Data provided ->

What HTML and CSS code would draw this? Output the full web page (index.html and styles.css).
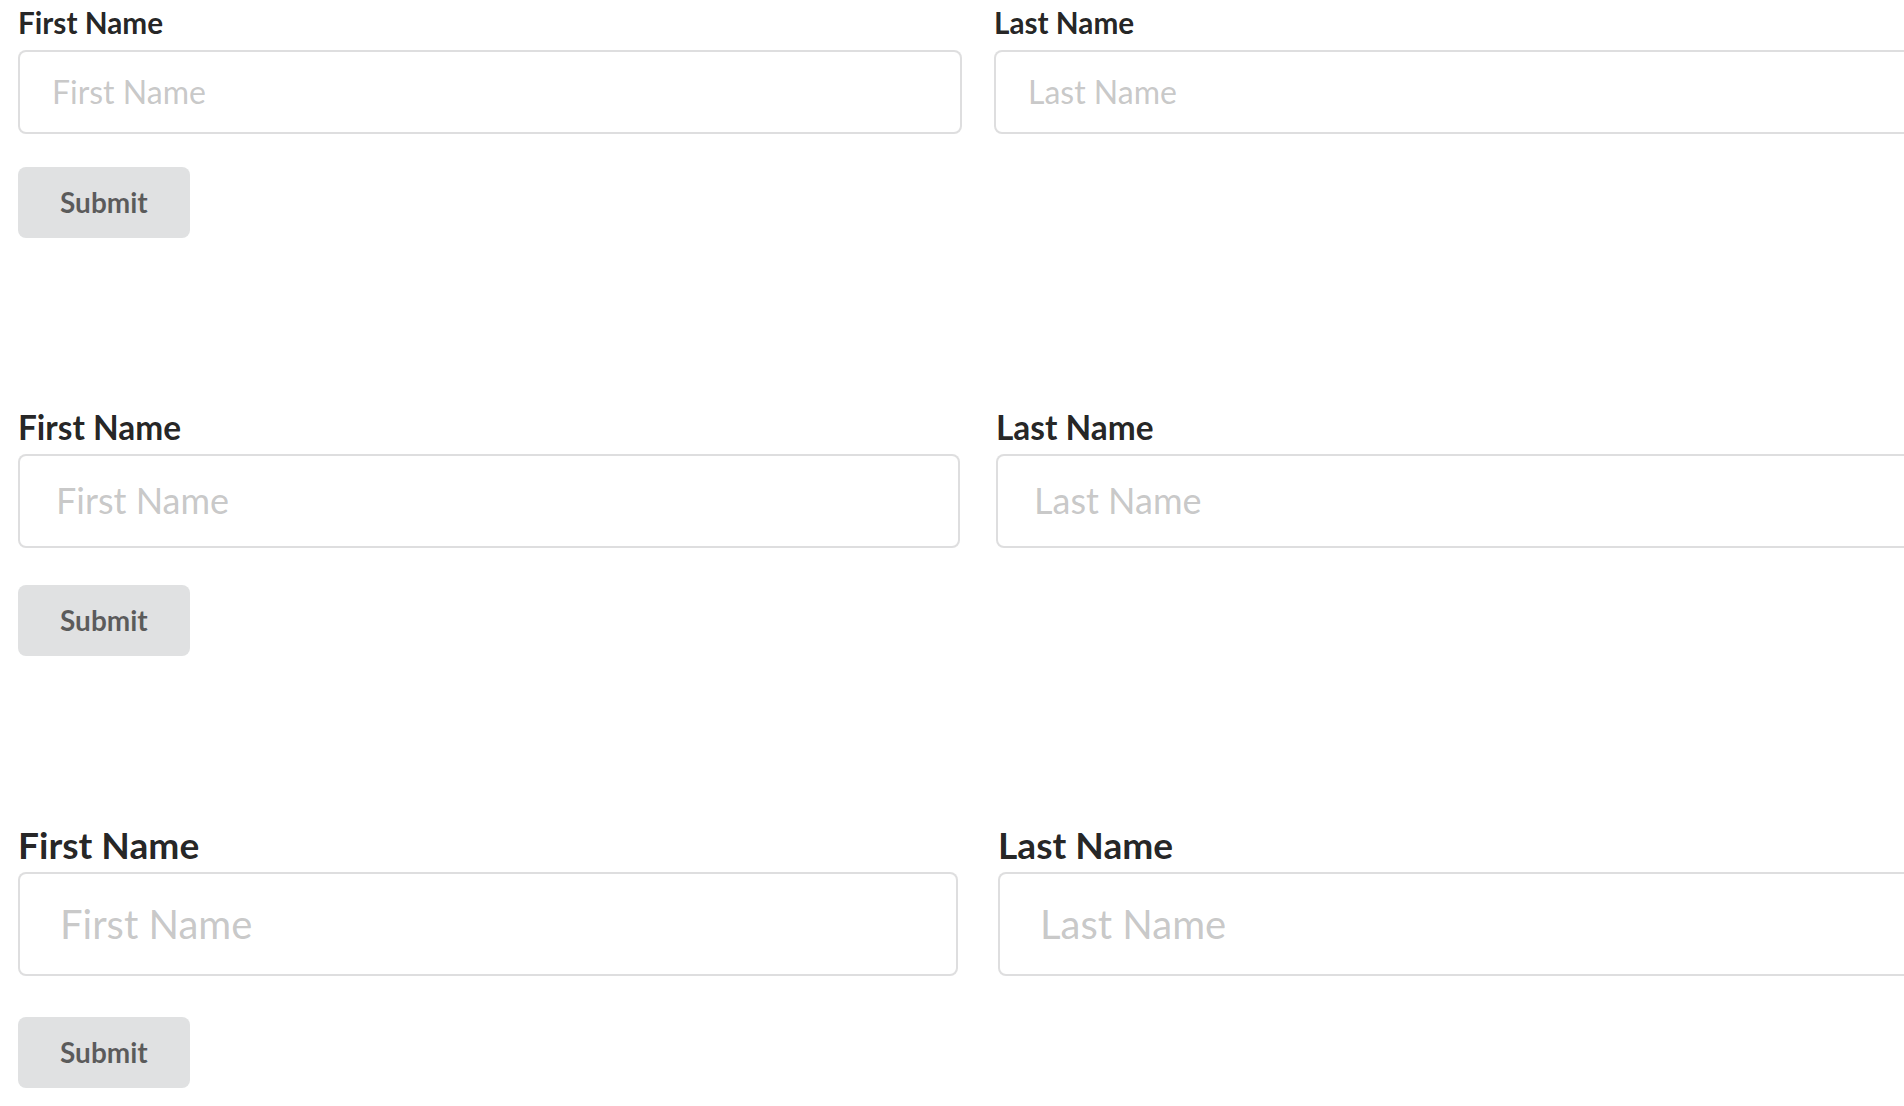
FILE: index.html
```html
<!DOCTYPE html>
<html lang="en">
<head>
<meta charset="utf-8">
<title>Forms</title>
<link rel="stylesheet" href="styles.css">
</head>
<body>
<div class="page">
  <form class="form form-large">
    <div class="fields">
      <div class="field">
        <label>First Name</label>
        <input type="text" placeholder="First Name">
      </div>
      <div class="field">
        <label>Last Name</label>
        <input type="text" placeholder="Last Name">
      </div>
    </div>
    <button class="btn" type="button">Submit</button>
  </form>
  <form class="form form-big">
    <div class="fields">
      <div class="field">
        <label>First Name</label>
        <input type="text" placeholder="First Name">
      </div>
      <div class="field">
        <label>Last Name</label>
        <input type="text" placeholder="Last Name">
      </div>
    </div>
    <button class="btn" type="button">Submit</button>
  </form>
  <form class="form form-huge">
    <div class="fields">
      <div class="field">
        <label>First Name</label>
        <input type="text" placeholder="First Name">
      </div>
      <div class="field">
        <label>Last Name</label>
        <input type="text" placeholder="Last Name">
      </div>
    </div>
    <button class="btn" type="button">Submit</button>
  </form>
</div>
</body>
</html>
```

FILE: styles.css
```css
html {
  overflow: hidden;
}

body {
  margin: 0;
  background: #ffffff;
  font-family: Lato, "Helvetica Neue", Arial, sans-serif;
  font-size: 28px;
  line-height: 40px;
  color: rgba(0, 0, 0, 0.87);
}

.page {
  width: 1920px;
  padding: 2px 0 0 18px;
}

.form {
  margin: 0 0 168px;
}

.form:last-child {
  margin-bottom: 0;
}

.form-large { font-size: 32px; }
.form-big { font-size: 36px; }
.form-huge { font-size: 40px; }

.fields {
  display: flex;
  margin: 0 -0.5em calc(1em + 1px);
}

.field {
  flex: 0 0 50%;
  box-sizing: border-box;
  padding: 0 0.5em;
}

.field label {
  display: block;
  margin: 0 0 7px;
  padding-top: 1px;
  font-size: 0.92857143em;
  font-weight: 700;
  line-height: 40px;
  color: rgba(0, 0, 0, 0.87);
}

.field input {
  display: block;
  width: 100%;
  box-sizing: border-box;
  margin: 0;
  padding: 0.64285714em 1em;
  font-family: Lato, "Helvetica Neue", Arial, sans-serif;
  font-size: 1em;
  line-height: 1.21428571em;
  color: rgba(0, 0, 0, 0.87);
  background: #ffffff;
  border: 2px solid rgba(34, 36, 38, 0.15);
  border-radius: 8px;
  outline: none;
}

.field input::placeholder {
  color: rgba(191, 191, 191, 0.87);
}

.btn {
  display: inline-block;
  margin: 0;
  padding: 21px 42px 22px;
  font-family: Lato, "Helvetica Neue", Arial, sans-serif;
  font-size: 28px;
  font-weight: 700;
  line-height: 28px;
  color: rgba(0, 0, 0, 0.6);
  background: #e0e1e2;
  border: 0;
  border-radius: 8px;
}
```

Exercise objective ->
Restate the entire listing word for word, excluding pictures.

Exercise output ->
What HTML and CSS code would draw this? Output the full web page (index.html and styles.css).
FILE: index.html
```html
<!DOCTYPE html>
<html lang="en">
<head>
<meta charset="utf-8">
<title>Forms</title>
<link rel="stylesheet" href="styles.css">
</head>
<body>
<div class="page">
  <form class="form form-large">
    <div class="fields">
      <div class="field">
        <label>First Name</label>
        <input type="text" placeholder="First Name">
      </div>
      <div class="field">
        <label>Last Name</label>
        <input type="text" placeholder="Last Name">
      </div>
    </div>
    <button class="btn" type="button">Submit</button>
  </form>
  <form class="form form-big">
    <div class="fields">
      <div class="field">
        <label>First Name</label>
        <input type="text" placeholder="First Name">
      </div>
      <div class="field">
        <label>Last Name</label>
        <input type="text" placeholder="Last Name">
      </div>
    </div>
    <button class="btn" type="button">Submit</button>
  </form>
  <form class="form form-huge">
    <div class="fields">
      <div class="field">
        <label>First Name</label>
        <input type="text" placeholder="First Name">
      </div>
      <div class="field">
        <label>Last Name</label>
        <input type="text" placeholder="Last Name">
      </div>
    </div>
    <button class="btn" type="button">Submit</button>
  </form>
</div>
</body>
</html>
```

FILE: styles.css
```css
html {
  overflow: hidden;
}

body {
  margin: 0;
  background: #ffffff;
  font-family: Lato, "Helvetica Neue", Arial, sans-serif;
  font-size: 28px;
  line-height: 40px;
  color: rgba(0, 0, 0, 0.87);
}

.page {
  width: 1920px;
  padding: 2px 0 0 18px;
}

.form {
  margin: 0 0 168px;
}

.form:last-child {
  margin-bottom: 0;
}

.form-large { font-size: 32px; }
.form-big { font-size: 36px; }
.form-huge { font-size: 40px; }

.fields {
  display: flex;
  margin: 0 -0.5em calc(1em + 1px);
}

.field {
  flex: 0 0 50%;
  box-sizing: border-box;
  padding: 0 0.5em;
}

.field label {
  display: block;
  margin: 0 0 7px;
  padding-top: 1px;
  font-size: 0.92857143em;
  font-weight: 700;
  line-height: 40px;
  color: rgba(0, 0, 0, 0.87);
}

.field input {
  display: block;
  width: 100%;
  box-sizing: border-box;
  margin: 0;
  padding: 0.64285714em 1em;
  font-family: Lato, "Helvetica Neue", Arial, sans-serif;
  font-size: 1em;
  line-height: 1.21428571em;
  color: rgba(0, 0, 0, 0.87);
  background: #ffffff;
  border: 2px solid rgba(34, 36, 38, 0.15);
  border-radius: 8px;
  outline: none;
}

.field input::placeholder {
  color: rgba(191, 191, 191, 0.87);
}

.btn {
  display: inline-block;
  margin: 0;
  padding: 21px 42px 22px;
  font-family: Lato, "Helvetica Neue", Arial, sans-serif;
  font-size: 28px;
  font-weight: 700;
  line-height: 28px;
  color: rgba(0, 0, 0, 0.6);
  background: #e0e1e2;
  border: 0;
  border-radius: 8px;
}
```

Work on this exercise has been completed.